--- START OF RECORDED INFORMATION ---

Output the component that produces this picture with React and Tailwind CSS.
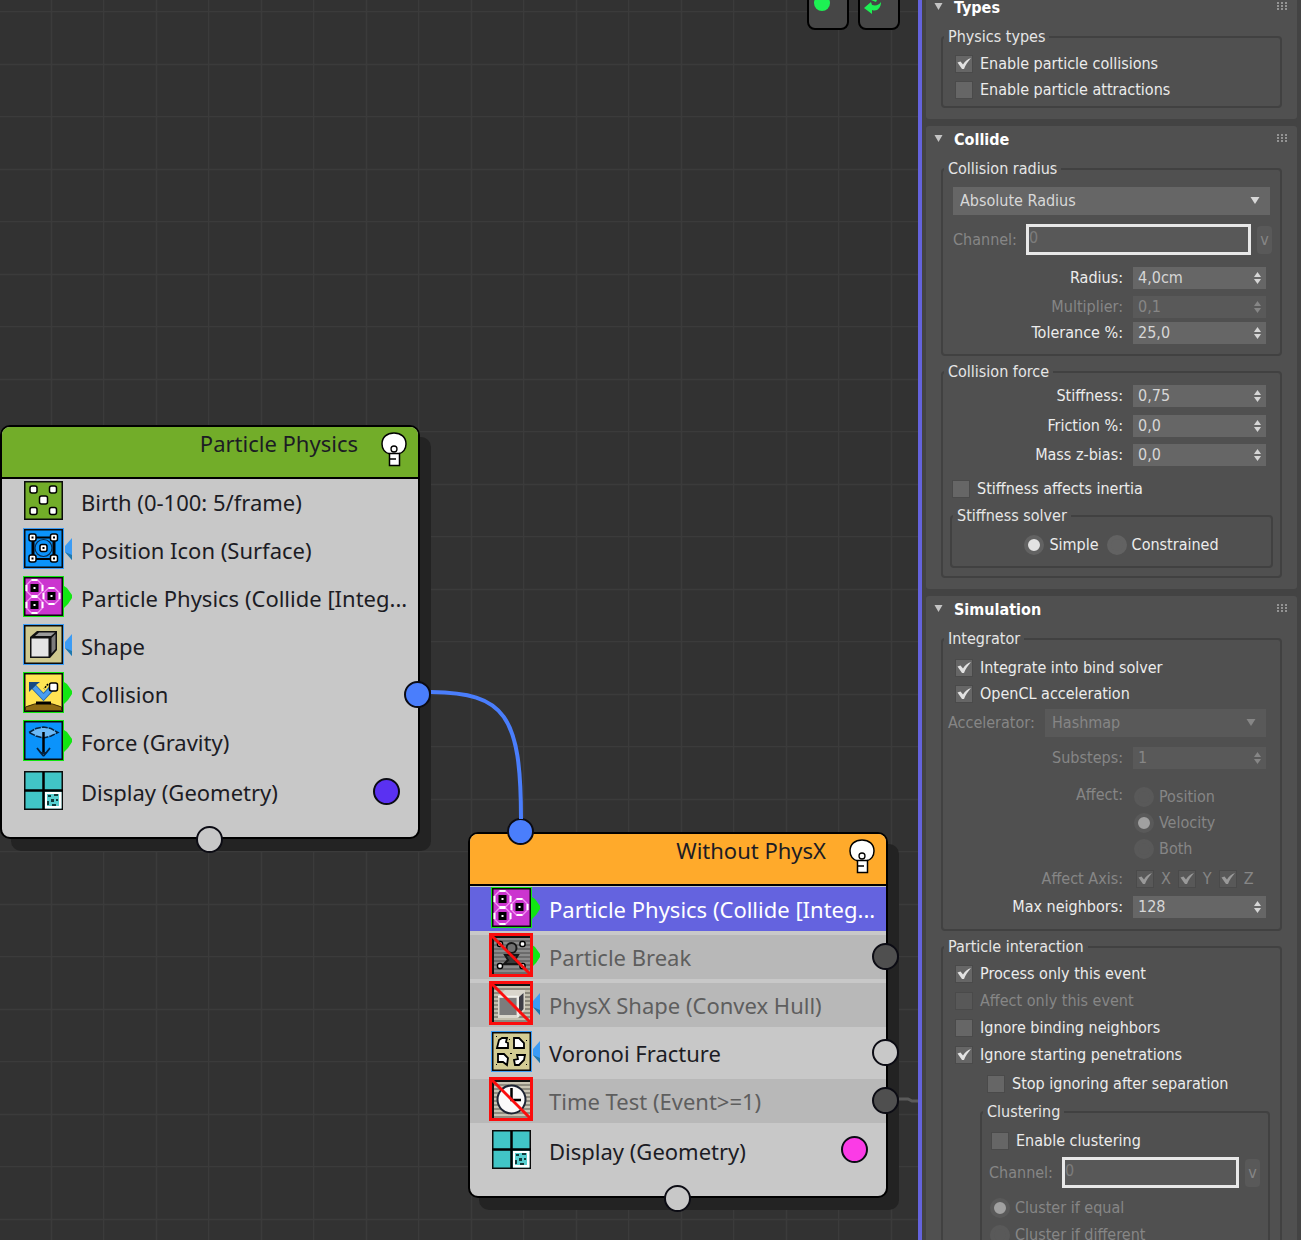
import React, { useId, useState } from 'react';
import clsx from 'clsx';

/* ---------- Operator icons ---------- */

const Tile = ({ fill, edge }) => (
  <>
    {edge && <rect x="1" y="0" width="41" height="41" fill={edge} />}
    <rect x="2" y="1" width="39" height="39" fill="#0b0b0b" />
    <rect x="3.5" y="2.5" width="36" height="36" fill={fill} />
  </>
);

const GreenTab = () => <path d="M42 10 L45 12 L50 19 V22 L46 28 L42 32 Z" fill="#12e612" />;

const BlueTab = () => (
  <>
    <path d="M50 10 V32 L43 24 V18 Z" fill="#3b9cf5" />
    <path d="M43 24 L50 27 V32 Z" fill="#1f78ac" />
  </>
);

const Dot = ({ x, y, s = 3 }) => (
  <rect x={x - s} y={y - s} width={s * 2} height={s * 2} rx="2" fill="#fff" stroke="#000" strokeWidth="1.5" />
);

const Disabled = () => (
  <>
    <rect x="0.5" y="-0.5" width="41" height="41" fill="none" stroke="#fb0d0d" strokeWidth="3" />
    <path d="M1 0 L41 40" stroke="#fb0d0d" strokeWidth="3" />
  </>
);

const Stripes = ({ light, dark }) => (
  <>
    <rect x="1" y="0" width="40" height="40" fill="#111" />
    <rect x="4" y="3" width="36" height="36" fill={light} />
    <path d="M4 6 H40 M4 10 H40 M4 14 H40 M4 18 H40 M4 22 H40 M4 26 H40 M4 30 H40 M4 34 H40 M4 38 H40" stroke={dark} strokeWidth="1" />
  </>
);

const Hexagon = ({ x, y }) => (
  <>
    <path
      d={`M${x - 3} ${y - 8} h6 l5 5 v6 l-5 5 h-6 l-5 -5 v-6 z`}
      fill="#cb35cf"
      stroke="#f08af0"
      strokeWidth="1.5"
    />
    <path
      d={`M${x - 3} ${y - 8} h6 M${x - 3} ${y + 8} h6 M${x - 8} ${y - 3} v6 M${x + 8} ${y - 3} v6`}
      stroke="#fff"
      strokeWidth="2"
    />
    <rect x={x - 4} y={y - 4} width="8" height="8" fill="#000" />
    <rect x={x - 1} y={y - 1} width="2" height="2" fill="#fff" />
  </>
);

const icons = {
  birth: (
    <>
      <Tile fill="#72ad29" />
      <Dot x={11.5} y={9.5} s={3.5} />
      <Dot x={31} y={9.5} s={3.5} />
      <Dot x={21.5} y={20} s={4} />
      <Dot x={11.5} y={31} s={3.5} />
      <Dot x={31} y={31} s={3.5} />
    </>
  ),
  position: (
    <>
      <Tile fill="#0b93fb" edge="#3b9cf5" />
      <BlueTab />
      <path d="M11 9.5 H32 M11 31 H32" stroke="#000" strokeWidth="2" />
      <path d="M11 9.5 V31 M32 9.5 V31" stroke="#000" strokeWidth="3" />
      <circle cx="21.5" cy="20" r="8.5" fill="#0b93fb" stroke="#0a2a4a" strokeWidth="1.2" />
      {[[10.5, 9.5], [32, 9.5], [21.5, 20], [10.5, 30.5], [32, 30.5]].map(([x, y]) => (
        <g key={`${x}-${y}`}>
          <Dot x={x} y={y} s={3.5} />
          <rect x={x - 1} y={y - 1} width="2" height="2" fill="#000" />
        </g>
      ))}
    </>
  ),
  physics: (
    <>
      <Tile fill="#cb35cf" edge="#12e612" />
      <GreenTab />
      <Hexagon x={12.5} y={12} />
      <Hexagon x={12.5} y={29} />
      <Hexagon x={29.5} y={20} />
    </>
  ),
  shape: (
    <>
      <Tile fill="#cfc98f" edge="#3b9cf5" />
      <BlueTab />
      <path d="M8 13 L15 7 H35 V26 L28 34 H8 Z" fill="#111" />
      <path d="M13 12 L17 8.5 H33 L29 12 Z" fill="#9b9b9b" />
      <path d="M29.5 14 L33.5 10 V25 L29.5 29.5 Z" fill="#7b7b7b" />
      <rect x="9.5" y="14.5" width="17" height="18" fill="#e4e4e4" />
    </>
  ),
  collision: (
    <>
      <Tile fill="#ffe453" edge="#12e612" />
      <GreenTab />
      <path d="M3.5 38.5 V35 Q21.5 27 39.5 35 V38.5 Z" fill="#8d6b13" stroke="#3c2c05" strokeWidth="1" />
      <rect x="14" y="29.5" width="15" height="3" fill="#000" />
      <path d="M11 14 L21.5 25 L29 17" stroke="#2b6cae" strokeWidth="6" fill="none" />
      <path d="M12 15 L21.5 25 L29 17" stroke="#4a9df0" strokeWidth="4" fill="none" />
      <path d="M7 10 H18 L14 13 L11 16 L7 20 Z" fill="#174a82" />
      <path d="M26 12 L22 17" stroke="#000" strokeWidth="1.5" strokeDasharray="2 1" />
      <rect x="27.5" y="11" width="8" height="8" rx="2" fill="#fff" stroke="#000" strokeWidth="1.5" />
    </>
  ),
  force: (
    <>
      <Tile fill="#0b93fb" edge="#12e612" />
      <GreenTab />
      <path d="M7 12.5 L14 8.5 L21.5 7 L29 8.5 L36 12.5 L29 16 L21.5 18 L14 16 Z" fill="#6dbaf7" stroke="#06233f" strokeWidth="1.5" strokeDasharray="6 1" />
      <path d="M21.5 12 V34" stroke="#000" strokeWidth="2.5" />
      <path d="M15 28 L19 33 H24 L28 28 M21.5 36 L18 32 M21.5 36 L25 32" stroke="#06233f" strokeWidth="1.8" fill="none" />
    </>
  ),
  display: (
    <>
      <Tile fill="#41c5c6" />
      <path d="M21.5 2 V40 M2 20.5 H41" stroke="#000" strokeWidth="2.5" />
      <rect x="23" y="22" width="16.5" height="16.5" fill="#fff" />
      <rect x="25" y="24" width="12" height="12" fill="#57cfd0" />
      <path d="M26 25 h3 v2 h-3 z M32 24 h4 v2 h-4 z M29 29 h3 v3 h-3 z M34 29 h2 v2 h-2 z M25 31 h2 v4 h-2 z M30 34 h4 v2 h-4 z" fill="#103c3c" />
    </>
  ),
  breakOff: (
    <>
      <Stripes light="#8b8b8b" dark="#4a4a4a" />
      <GreenTab />
      <circle cx="21.5" cy="13" r="5" fill="#707070" stroke="#161616" strokeWidth="2" />
      <path d="M15 20 H28 L25 25 L29 29 H14 L18 25 Z" fill="#3a3a3a" stroke="#161616" strokeWidth="2" />
      <Dot x={10} y={9} s={2.5} />
      <Dot x={32.5} y={9} s={2.5} />
      <Dot x={10} y={31} s={2.5} />
      <Dot x={32.5} y={31} s={2.5} />
      <Disabled />
    </>
  ),
  shapeOff: (
    <>
      <Stripes light="#c3bfae" dark="#55534b" />
      <BlueTab />
      <path d="M8 13 L15 7 H35 V27 L28 35 H8 Z" fill="#d9d6cc" />
      <rect x="9.5" y="15" width="17" height="17" fill="#7c7c7c" />
      <path d="M29 14 L33.5 10 V26 L29 31 Z" fill="#3d3d46" />
      <path d="M8 13.5 H28 V34" fill="none" stroke="#f2f2ee" strokeWidth="1.5" />
      <Disabled />
    </>
  ),
  voronoi: (
    <>
      <Tile fill="#d3cc93" edge="#3b9cf5" />
      <BlueTab />
      <g fill="#fff" stroke="#000" strokeWidth="1.8">
        <path d="M7 17 L9 9 L12 7 H17 L16 11 L18 12 V17 Z" />
        <path d="M24 7 H29 L34 12 V17 H24 Z" />
        <path d="M8 23 H14 L18 27 L17 34 L13 31 L8 31 Z" />
        <path d="M27 24 H35 L34 29 L29 34 H25 L24 29 L28 28 Z" />
      </g>
      <path d="M6 5 h1 v1 h-1z M19 8 h1 v1 h-1z M36 9 h1 v1 h-1z M20 22 h2 v1 h-2z M6 33 h1 v1 h-1z M36 33 h1 v1 h-1z" fill="#000" />
    </>
  ),
  timeOff: (
    <>
      <Stripes light="#c9c5b4" dark="#57554d" />
      <circle cx="21.5" cy="20.5" r="14" fill="#fafafa" stroke="#1d2433" strokeWidth="2" />
      <path d="M21.5 9 V21 H31" fill="none" stroke="#000" strokeWidth="2.5" />
      <Disabled />
    </>
  ),
};

const OperatorIcon = ({ name }) => (
  <svg width="50" height="44" viewBox="0 0 50 44" className="shrink-0 overflow-visible" aria-hidden="true">
    {icons[name]}
  </svg>
);

const Bulb = () => (
  <svg width="28" height="36" viewBox="0 0 28 36" className="shrink-0" aria-hidden="true">
    <path d="M10 23 C5 22 2 18 2 13 C2 6 7 2 14 2 C21 2 26 6 26 13 C26 18 23 22 18 23 Z" fill="#fff" stroke="#000" strokeWidth="1.5" />
    <rect x="9.5" y="22.5" width="10" height="12" fill="#fff" stroke="#000" strokeWidth="1.5" />
    <path d="M10 28 H16" stroke="#000" strokeWidth="1.5" />
    <circle cx="14" cy="18" r="3" fill="#fff" stroke="#000" strokeWidth="1.3" />
  </svg>
);

/* ---------- Event nodes ---------- */

const Port = ({ className }) => (
  <span className={clsx('absolute size-[27px] rounded-full border-2 border-[#0c0c14]', className)} />
);

const EventNode = ({ title, headerClass, operators, className, children }) => (
  <article
    className={clsx(
      'absolute w-[420px] rounded-[10px] border-2 border-black bg-[#c8c8c8] text-[22px] text-[#1c1c24] shadow-[11px_12px_0_#232323]',
      className
    )}
  >
    <header className={clsx('flex h-[52px] items-start justify-end gap-[22px] rounded-t-lg border-b-2 border-black pr-[10px]', headerClass)}>
      <h2 className="leading-8">{title}</h2>
      <div className="pt-1">
        <Bulb />
      </div>
    </header>
    <ul className="flex flex-col gap-1 pt-px pb-[21px]">
      {operators.map((op) => (
        <li
          key={op.label}
          className={clsx(
            'flex h-11 items-center gap-[9px] pl-5 last:h-12',
            op.selected && 'bg-[#6463df] text-white',
            op.off && 'bg-[#b8b8b8] text-[#5e5e5e]'
          )}
        >
          <OperatorIcon name={op.icon} />
          <span className="pt-px whitespace-nowrap">{op.label}</span>
        </li>
      ))}
    </ul>
    {children}
  </article>
);

const physicsOperators = [
  { icon: 'birth', label: 'Birth (0-100: 5/frame)' },
  { icon: 'position', label: 'Position Icon (Surface)' },
  { icon: 'physics', label: 'Particle Physics (Collide [Integ...' },
  { icon: 'shape', label: 'Shape' },
  { icon: 'collision', label: 'Collision' },
  { icon: 'force', label: 'Force (Gravity)' },
  { icon: 'display', label: 'Display (Geometry)' },
];

const withoutPhysxOperators = [
  { icon: 'physics', label: 'Particle Physics (Collide [Integ...', selected: true },
  { icon: 'breakOff', label: 'Particle Break', off: true },
  { icon: 'shapeOff', label: 'PhysX Shape (Convex Hull)', off: true },
  { icon: 'voronoi', label: 'Voronoi Fracture' },
  { icon: 'timeOff', label: 'Time Test (Event>=1)', off: true },
  { icon: 'display', label: 'Display (Geometry)' },
];

const Canvas = () => (
  <main className="relative min-w-0 flex-1 overflow-hidden bg-[#323232] font-['Noto_Sans',sans-serif]">
    <svg className="absolute inset-0 size-full" aria-hidden="true">
      <defs>
        <pattern id="grid" x="-2" y="11" width="105" height="105" patternUnits="userSpaceOnUse">
          <path d="M0 0.5 H105 M0 53.5 H105 M0.5 0 V105 M53.5 0 V105" stroke="#3b3b3b" strokeWidth="1.5" />
        </pattern>
      </defs>
      <rect width="100%" height="100%" fill="url(#grid)" />
    </svg>

    <div className="absolute -top-3 right-[18px] flex gap-[9px]">
      <button type="button" aria-label="Toggle display" className="h-[42px] w-[42px] rounded-lg border-2 border-black bg-[#464646]">
        <svg width="38" height="38" viewBox="0 0 38 38">
          <circle cx="13" cy="13" r="8" fill="#1df053" />
        </svg>
      </button>
      <button type="button" aria-label="Refresh" className="h-[42px] w-[42px] rounded-lg border-2 border-black bg-[#464646]">
        <svg width="38" height="38" viewBox="0 0 38 38">
          <path d="M4 18 L11 12 L12 15 C16 16 19 15 21 12 C21 18 17 22 12 20 L12 24 Z" fill="#1df053" />
          <path d="M11 10 L18 8 L16 12 Z" fill="#1df053" />
        </svg>
      </button>
    </div>

    <EventNode title="Particle Physics" headerClass="bg-[#72ad29]" operators={physicsOperators} className="top-[425px] left-0">
      <Port className="top-[351px] left-[371px] bg-[#5a31f2]" />
      <Port className="top-[254px] left-[402px] bg-[#4a7efc]" />
      <Port className="-bottom-4 left-[194px] bg-[#c8c8c8]" />
    </EventNode>

    <EventNode title="Without PhysX" headerClass="bg-[#ffaa2b]" operators={withoutPhysxOperators} className="top-[832px] left-[468px]">
      <Port className="-top-4 left-[37px] bg-[#4a7efc]" />
      <Port className="top-[109px] left-[402px] bg-[#4f4f4f]" />
      <Port className="top-[205px] left-[402px] bg-[#c8c8c8]" />
      <Port className="top-[253px] left-[402px] bg-[#4f4f4f]" />
      <Port className="top-[302px] left-[371px] bg-[#fb3be6]" />
      <Port className="-bottom-4 left-[194px] bg-[#c8c8c8]" />
    </EventNode>

    {/* Wires */}
    <svg className="pointer-events-none absolute inset-0 size-full" fill="none" aria-hidden="true">
      <path d="M431 692 C505 693 521 715 521 819" stroke="#4a7efc" strokeWidth="4" />
      <path d="M899 1099 H908 L912 1101 H1400" stroke="#5a5a5a" strokeWidth="3" />
    </svg>
  </main>
);

/* ---------- Parameter panel ---------- */

const Section = ({ title, children }) => {
  const [open, setOpen] = useState(true);

  return (
    <section className="rounded-[3px] bg-[#505050] px-[15px] pb-[11px]">
      <header className="flex h-7 items-center justify-between">
        <button
          type="button"
          aria-expanded={open}
          onClick={() => setOpen(!open)}
          className="-ml-[7px] flex items-center gap-[11px] leading-4 font-bold text-white"
        >
          <svg width="9" height="12" viewBox="0 0 9 12" aria-hidden="true">
            <path d="M0.5 1 H8.5 L4.5 8 Z" fill="#c4c4c4" />
          </svg>
          {title}
        </button>
        <svg width="10" height="12" viewBox="0 0 10 12" fill="#949494" className="-mr-[5px]" aria-hidden="true">
          {[0, 3, 6].map((y) => [0, 4, 8].map((x) => <rect key={`${x}-${y}`} x={x} y={y} width="2" height="2" />))}
        </svg>
      </header>
      {open && <div className="flex flex-col gap-[6px] pt-[5px]">{children}</div>}
    </section>
  );
};

const Group = ({ title, className, children }) => (
  <fieldset className={clsx('min-w-0 rounded border-2 border-[#414141]', className)}>
    <legend className="ml-px h-5 px-1 leading-5 text-[#e6e6e6]">{title}</legend>
    {children}
  </fieldset>
);

const Check = ({ label, checked, disabled, className }) => (
  <label className={clsx('flex h-[26px] items-center gap-[7px]', disabled ? 'text-[#868686]' : 'text-[#ececec]', className)}>
    <span className="relative size-[18px] shrink-0">
      <input
        type="checkbox"
        defaultChecked={checked}
        disabled={disabled}
        className="peer block size-[18px] appearance-none border border-[#4a4a4a] bg-[#666] disabled:bg-[#585858]"
      />
      <svg
        viewBox="0 0 18 18"
        className={clsx('pointer-events-none absolute inset-0 hidden size-[18px] peer-checked:block', disabled ? 'text-[#999]' : 'text-[#e2e2e2]')}
        aria-hidden="true"
      >
        <path d="M2.5 7.5 L5.5 6.5 L8 9.5 C10 6.5 12.5 4 16 3 C13 6.5 10.5 10 9 14 H7 Z" fill="currentColor" />
      </svg>
    </span>
    {label}
  </label>
);

const Radio = ({ label, name, checked, disabled, className }) => (
  <label className={clsx('flex h-[26px] items-center gap-[5px]', disabled ? 'text-[#868686]' : 'text-[#ececec]', className)}>
    <input
      type="radio"
      name={name}
      defaultChecked={checked}
      disabled={disabled}
      className="size-5 shrink-0 appearance-none rounded-full border-4 border-[#626262] bg-[#626262] checked:bg-[#e2e2e2] disabled:border-[#595959] disabled:bg-[#595959] disabled:checked:bg-[#a0a0a0]"
    />
    {label}
  </label>
);

const Spinner = ({ label, value, disabled, className }) => {
  const id = useId();

  return (
    <div className={clsx('flex h-[22px] items-center justify-end gap-[10px] pr-[14px]', disabled ? 'text-[#868686]' : 'text-[#ececec]', className)}>
      <label htmlFor={id}>{label}</label>
      <div className={clsx('flex h-full w-[133px] items-center pr-[5px]', disabled ? 'bg-[#595959]' : 'bg-[#666] text-[#d6d6d6]')}>
        <input id={id} type="text" defaultValue={value} disabled={disabled} className="min-w-0 flex-1 bg-transparent pl-[5px] leading-[22px] outline-none" />
        <span className="flex flex-col gap-[2px]">
          <button type="button" aria-label="Increase" disabled={disabled} className="block">
            <svg width="7" height="5" viewBox="0 0 7 5" className="block">
              <path d="M0 5 L3.5 0 L7 5 Z" fill="currentColor" />
            </svg>
          </button>
          <button type="button" aria-label="Decrease" disabled={disabled} className="block">
            <svg width="7" height="5" viewBox="0 0 7 5" className="block">
              <path d="M0 0 H7 L3.5 5 Z" fill="currentColor" />
            </svg>
          </button>
        </span>
      </div>
    </div>
  );
};

const Dropdown = ({ id, label, value, disabled, className }) => (
  <div className={clsx('relative h-7', disabled ? 'text-[#868686]' : 'text-[#d8d8d8]', className)}>
    <select
      id={id}
      aria-label={label}
      disabled={disabled}
      className={clsx('size-full appearance-none px-[7px] opacity-100 outline-none', disabled ? 'bg-[#595959]' : 'bg-[#666]')}
    >
      <option>{value}</option>
    </select>
    <svg width="10" height="7" viewBox="0 0 10 7" className="pointer-events-none absolute top-[10px] right-[10px]" aria-hidden="true">
      <path d="M0.5 0 H9.5 L5 7 Z" fill="currentColor" />
    </svg>
  </div>
);

const Channel = ({ className }) => {
  const id = useId();

  return (
    <div className={clsx('flex items-center text-[#868686]', className)}>
      <label htmlFor={id} className="w-[73px] shrink-0">
        Channel:
      </label>
      <input
        id={id}
        type="text"
        defaultValue="0"
        disabled
        className="h-[31px] min-w-0 flex-1 border-3 border-[#e8e8e8] bg-[#585858] pb-1 text-[#7c7c7c]"
      />
      <button type="button" disabled className="ml-[6px] h-7 w-[15px] shrink-0 rounded-sm bg-[#595959] text-center">
        v
      </button>
    </div>
  );
};

const Panel = () => (
  <aside className="w-[383px] shrink-0 overflow-hidden border-l-4 border-[#6463dd] bg-[#434343] px-1 font-['DejaVu_Sans_Condensed','Noto_Sans',sans-serif] text-[16px] leading-5">
    <div className="-mt-[6px] flex flex-col gap-[7px]">
      <Section title="Types">
        <Group title="Physics types" className="pt-1 pb-[3px]">
          <Check label="Enable particle collisions" checked className="ml-3" />
          <Check label="Enable particle attractions" className="ml-3" />
        </Group>
      </Section>

      <Section title="Collide">
        <Group title="Collision radius" className="pt-2 pb-[10px]">
          <Dropdown label="Collision radius" value="Absolute Radius" className="mx-[10px]" />
          <Channel className="mt-[9px] mr-2 ml-[10px]" />
          <Spinner label="Radius:" value="4,0cm" className="mt-3" />
          <Spinner label="Multiplier:" value="0,1" disabled className="mt-[7px]" />
          <Spinner label="Tolerance %:" value="25,0" className="mt-1" />
        </Group>
        <Group title="Collision force" className="pt-[3px] pb-2">
          <Spinner label="Stiffness:" value="0,75" />
          <Spinner label="Friction %:" value="0,0" className="mt-2" />
          <Spinner label="Mass z-bias:" value="0,0" className="mt-[7px]" />
          <Check label="Stiffness affects inertia" className="mt-[10px] ml-[9px]" />
          <Group title="Stiffness solver" className="mx-[7px] mt-1 pt-[6px] pb-2">
            <div className="flex justify-center gap-2 pl-5">
              <Radio name="solver" label="Simple" checked />
              <Radio name="solver" label="Constrained" />
            </div>
          </Group>
        </Group>
      </Section>

      <Section title="Simulation">
        <Group title="Integrator" className="pt-[6px] pb-[11px]">
          <Check label="Integrate into bind solver" checked className="ml-3" />
          <Check label="OpenCL acceleration" checked className="ml-3" />
          <div className="mt-[2px] flex items-center pr-[14px] pl-[5px] text-[#868686]">
            <label htmlFor="accelerator" className="w-[97px] shrink-0">
              Accelerator:
            </label>
            <Dropdown id="accelerator" value="Hashmap" disabled className="flex-1" />
          </div>
          <Spinner label="Substeps:" value="1" disabled className="mt-[10px]" />
          <div className="mt-[15px] flex justify-end gap-[11px] text-[#868686]">
            <span className="leading-[22px]">Affect:</span>
            <div role="radiogroup" aria-label="Affect" className="w-[146px]">
              <Radio name="affect" label="Position" disabled />
              <Radio name="affect" label="Velocity" disabled checked />
              <Radio name="affect" label="Both" disabled />
            </div>
          </div>
          <div className="mt-1 flex items-center justify-end gap-[13px] text-[#868686]">
            <span>Affect Axis:</span>
            <div className="flex w-[144px] gap-[7px]">
              <Check label="X" checked disabled />
              <Check label="Y" checked disabled />
              <Check label="Z" checked disabled />
            </div>
          </div>
          <Spinner label="Max neighbors:" value="128" className="mt-1" />
        </Group>

        <Group title="Particle interaction" className="pt-1 pb-3">
          <div className="flex flex-col gap-px pl-3">
            <Check label="Process only this event" checked />
            <Check label="Affect only this event" disabled />
            <Check label="Ignore binding neighbors" />
            <Check label="Ignore starting penetrations" checked />
          </div>
          <Check label="Stop ignoring after separation" className="mt-[3px] ml-[44px]" />
          <Group title="Clustering" className="mt-[5px] mr-[10px] ml-[37px] pt-[6px] pb-3">
            <Check label="Enable clustering" className="ml-[9px]" />
            <Channel className="mt-[3px] mr-2 ml-[7px]" />
            <Radio name="cluster" label="Cluster if equal" disabled checked className="mt-[7px] ml-2" />
            <Radio name="cluster" label="Cluster if different" disabled className="mt-px ml-2" />
          </Group>
        </Group>
      </Section>
    </div>
  </aside>
);

const App = () => (
  <div className="flex h-screen overflow-hidden">
    <Canvas />
    <Panel />
  </div>
);

export default App;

--- END OF RECORDED INFORMATION ---

> [SET EXERCISE] Up to and including the line with "const GreenTab = ()", copy the data above from its first line. Skip pictures.

> [RESULT OF THE EXERCISE]
Output the component that produces this picture with React and Tailwind CSS.
import React, { useId, useState } from 'react';
import clsx from 'clsx';

/* ---------- Operator icons ---------- */

const Tile = ({ fill, edge }) => (
  <>
    {edge && <rect x="1" y="0" width="41" height="41" fill={edge} />}
    <rect x="2" y="1" width="39" height="39" fill="#0b0b0b" />
    <rect x="3.5" y="2.5" width="36" height="36" fill={fill} />
  </>
);

const GreenTab = () => <path d="M42 10 L45 12 L50 19 V22 L46 28 L42 32 Z" fill="#12e612" />;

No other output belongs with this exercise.